Last month in an Ask the Readers post, I wrote about money worries:
“Even though my expenses are manageable, even though I have money in savings, even though I’ve historically always made enough money to cover the bills and then some, I still worry.”
And longtime reader Tyler Karaszewski made a really good point:
“I think people overstate the risk here. Imagine you’re one of these people with a six-month emergency fund. That is a *HUGE* amount of money in reserve when compared to almost anyone on earth. You are almost safe by definition simply by being able to amass such a thing. You are clearly capable of earning significantly more money than you need to live on, or you wouldn’t have such a surplus.”
He went on to explain that even in a worst-case scenario, it’s unlikely that most people reading this site would wind up homeless and on the street.

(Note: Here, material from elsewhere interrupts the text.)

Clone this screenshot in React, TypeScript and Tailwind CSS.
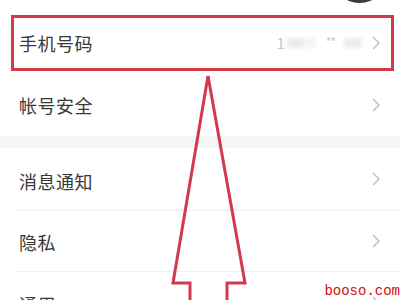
import React from "react";

const Chevron = () => (
  <svg width="9" height="14" viewBox="0 0 9 14" className="shrink-0">
    <path d="M1.5 1.5 L7 7 L1.5 12.5" fill="none" stroke="#c2c2c2" strokeWidth="1.6" strokeLinecap="round" strokeLinejoin="round" />
  </svg>
);

function Row({ label, right }: { label: string; right?: React.ReactNode }) {
  return (
    <div className="h-[62px] flex bg-white">
      <div className="flex-1 flex items-center pl-[19px] pr-[19px]">
        <span className="text-[18px] text-[#383838] tracking-[0.5px] leading-none">{label}</span>
        <div className="flex-1" />
        {right}
        <Chevron />
      </div>
    </div>
  );
}

export default function App() {
  return (
    <div
      className="relative w-[400px] h-[300px] overflow-hidden bg-white"
      style={{ fontFamily: '"Noto Sans CJK SC", "Noto Sans", sans-serif' }}
    >
      <div className="h-[12px] flex justify-end pr-[13px] overflow-hidden">
        <div className="w-[55px] h-[55px] rounded-full bg-[#3a3a3a] -mt-[52px]" />
      </div>
      <Row
        label="手机号码"
        right={
          <div className="flex items-center mr-[10px] text-[#c8c8c8] text-[15px]">
            <span>1</span>
            <span className="w-[18px] h-[10px] bg-[#ebebeb] ml-[2px] rounded-[2px] blur-[2px]" />
            <span className="w-[10px] h-[10px] bg-[#f2f2f2] rounded-[2px] blur-[2px]" />
            <span className="ml-[11px] text-[12px] -mt-[3px] tracking-[-1px]">**</span>
            <span className="ml-[9px] w-[18px] h-[10px] bg-[#ebebeb] rounded-[2px] blur-[2px]" />
          </div>
        }
      />
      <Row label="帐号安全" />
      <div className="h-[12px] bg-[#f5f5f5]" />
      <div className="h-[63px] bg-white flex flex-col">
        <div className="flex-1 flex items-center pl-[19px] pr-[19px]">
          <span className="text-[18px] text-[#383838] tracking-[0.5px] leading-none mt-[4px]">消息通知</span>
          <div className="flex-1" />
          <Chevron />
        </div>
        <div className="h-px bg-[#f0f0f0] ml-[17px]" />
      </div>
      <div className="h-[61px] bg-white flex flex-col">
        <div className="flex-1 flex items-center pl-[19px] pr-[19px]">
          <span className="text-[18px] text-[#383838] tracking-[0.5px] leading-none mt-[2px]">隐私</span>
          <div className="flex-1" />
          <Chevron />
        </div>
        <div className="h-px bg-[#f0f0f0] ml-[17px]" />
      </div>
      <div className="h-[62px] bg-white flex items-center pl-[19px] pr-[19px]">
        <span className="text-[18px] text-[#383838] tracking-[0.5px] leading-none mt-[2px]">通用</span>
        <div className="flex-1" />
        <Chevron />
      </div>

      {/* annotation rectangle */}
      <div className="absolute left-[11px] top-[15px] w-[383px] h-[56px] border-[3px] border-[#d23a4b] pointer-events-none" />

      {/* annotation arrow */}
      <svg className="absolute left-0 top-0 pointer-events-none" width="400" height="300" viewBox="0 0 400 300">
        <path
          d="M190 304 L190 283 L173 283 L208 76 L245 283 L227 283 L227 304"
          fill="none"
          stroke="#d23a4b"
          strokeWidth="3"
          strokeLinejoin="miter"
        />
      </svg>

      {/* watermark */}
      <div
        className="absolute right-0 bottom-[2px] text-[14px] leading-none text-[#cc1010]"
        style={{ fontFamily: '"Liberation Mono", monospace' }}
      >
        booso.com
      </div>
    </div>
  );
}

I like it when people remind me to think about the worst-case scenario, because it gives me perspective. But I also started to wonder, if I agree with Tyler 100 percent, why do I worry in the first place?
I think part of the answer is that I grew up around money anxiety. For instance, my grandma has always worried about money (along with a long list of other things). She was a homemaker with an 8th grade education who suddenly lost her husband when he was still in his 40s, and they had five kids. Today, at 94, she’s remarried, has plenty in savings, and has a paid-off house worth 100 times more than when she bought it. And still she worries about money, about having enough, about people stealing her money (she’s in the early stages of dementia).

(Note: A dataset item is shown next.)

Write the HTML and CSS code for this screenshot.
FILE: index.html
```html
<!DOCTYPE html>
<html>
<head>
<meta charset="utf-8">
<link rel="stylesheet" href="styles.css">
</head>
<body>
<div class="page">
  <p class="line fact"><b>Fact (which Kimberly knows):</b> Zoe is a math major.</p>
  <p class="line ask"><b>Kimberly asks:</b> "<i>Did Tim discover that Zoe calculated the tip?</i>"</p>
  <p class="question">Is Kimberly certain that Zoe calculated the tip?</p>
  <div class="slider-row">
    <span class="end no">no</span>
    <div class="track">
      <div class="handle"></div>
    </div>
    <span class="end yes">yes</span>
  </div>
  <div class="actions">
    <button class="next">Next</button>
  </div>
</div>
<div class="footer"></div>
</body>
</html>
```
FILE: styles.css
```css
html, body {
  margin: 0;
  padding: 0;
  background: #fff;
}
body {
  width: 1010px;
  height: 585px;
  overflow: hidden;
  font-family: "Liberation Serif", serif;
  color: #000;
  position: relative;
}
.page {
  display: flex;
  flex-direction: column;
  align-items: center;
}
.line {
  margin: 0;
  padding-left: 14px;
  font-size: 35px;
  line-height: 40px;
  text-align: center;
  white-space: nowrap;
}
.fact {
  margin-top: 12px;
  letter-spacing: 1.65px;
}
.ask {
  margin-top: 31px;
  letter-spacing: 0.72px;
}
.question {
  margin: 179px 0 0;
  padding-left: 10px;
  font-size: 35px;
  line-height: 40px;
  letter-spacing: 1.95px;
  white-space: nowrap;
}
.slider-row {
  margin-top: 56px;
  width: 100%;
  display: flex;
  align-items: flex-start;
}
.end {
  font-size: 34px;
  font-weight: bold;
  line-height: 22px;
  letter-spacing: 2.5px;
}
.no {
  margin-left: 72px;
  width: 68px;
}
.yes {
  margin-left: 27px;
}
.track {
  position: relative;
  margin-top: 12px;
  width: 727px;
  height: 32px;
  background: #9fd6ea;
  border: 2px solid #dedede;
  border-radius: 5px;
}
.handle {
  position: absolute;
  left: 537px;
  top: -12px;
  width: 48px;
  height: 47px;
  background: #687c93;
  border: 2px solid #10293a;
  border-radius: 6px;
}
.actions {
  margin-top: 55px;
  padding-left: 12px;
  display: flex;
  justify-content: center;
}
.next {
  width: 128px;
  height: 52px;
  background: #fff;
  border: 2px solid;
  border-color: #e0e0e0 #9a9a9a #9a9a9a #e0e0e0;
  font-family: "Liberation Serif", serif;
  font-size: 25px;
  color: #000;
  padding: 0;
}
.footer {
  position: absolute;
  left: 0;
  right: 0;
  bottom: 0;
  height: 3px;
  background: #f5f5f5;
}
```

And that’s why I was particularly interested in our first Spare Change link, which is about examining the emotional and social factors that affect our relationship with money.
Money worries are “about the soul as much as the bank balance”
One of my favorite blogs is Brain Pickings, which founder Maria Popova describes as “a human-powered discovery engine for interestingness, a subjective lens on what matters in the world and why, bringing you things you didn’t know you were interested in — until you are.” Confusing? Yeah, it kind of is, until you start reading and get hooked, then realize you’ve just spent the last two hours fascinated by things you didn’t know were so interesting.
Not too long ago, Popova reviewed the book How to Worry Less About Money by John Armstrong, who set out to write a book not about money troubles, like being upside-down on your mortgage, but instead about money worries, which “often say more about the worrier than about the world,” he writes.
One of the points Popova highlights from the book is that we’ve historically treated money as a matter of training, meaning that if you take a course or read a book, you’ll have all the tactics you need to have a healthy relationship with money. Armstrong advocates a different approach — treating money as a matter of education, which, unlike training, opens a person’s mind and “embraces the whole person.”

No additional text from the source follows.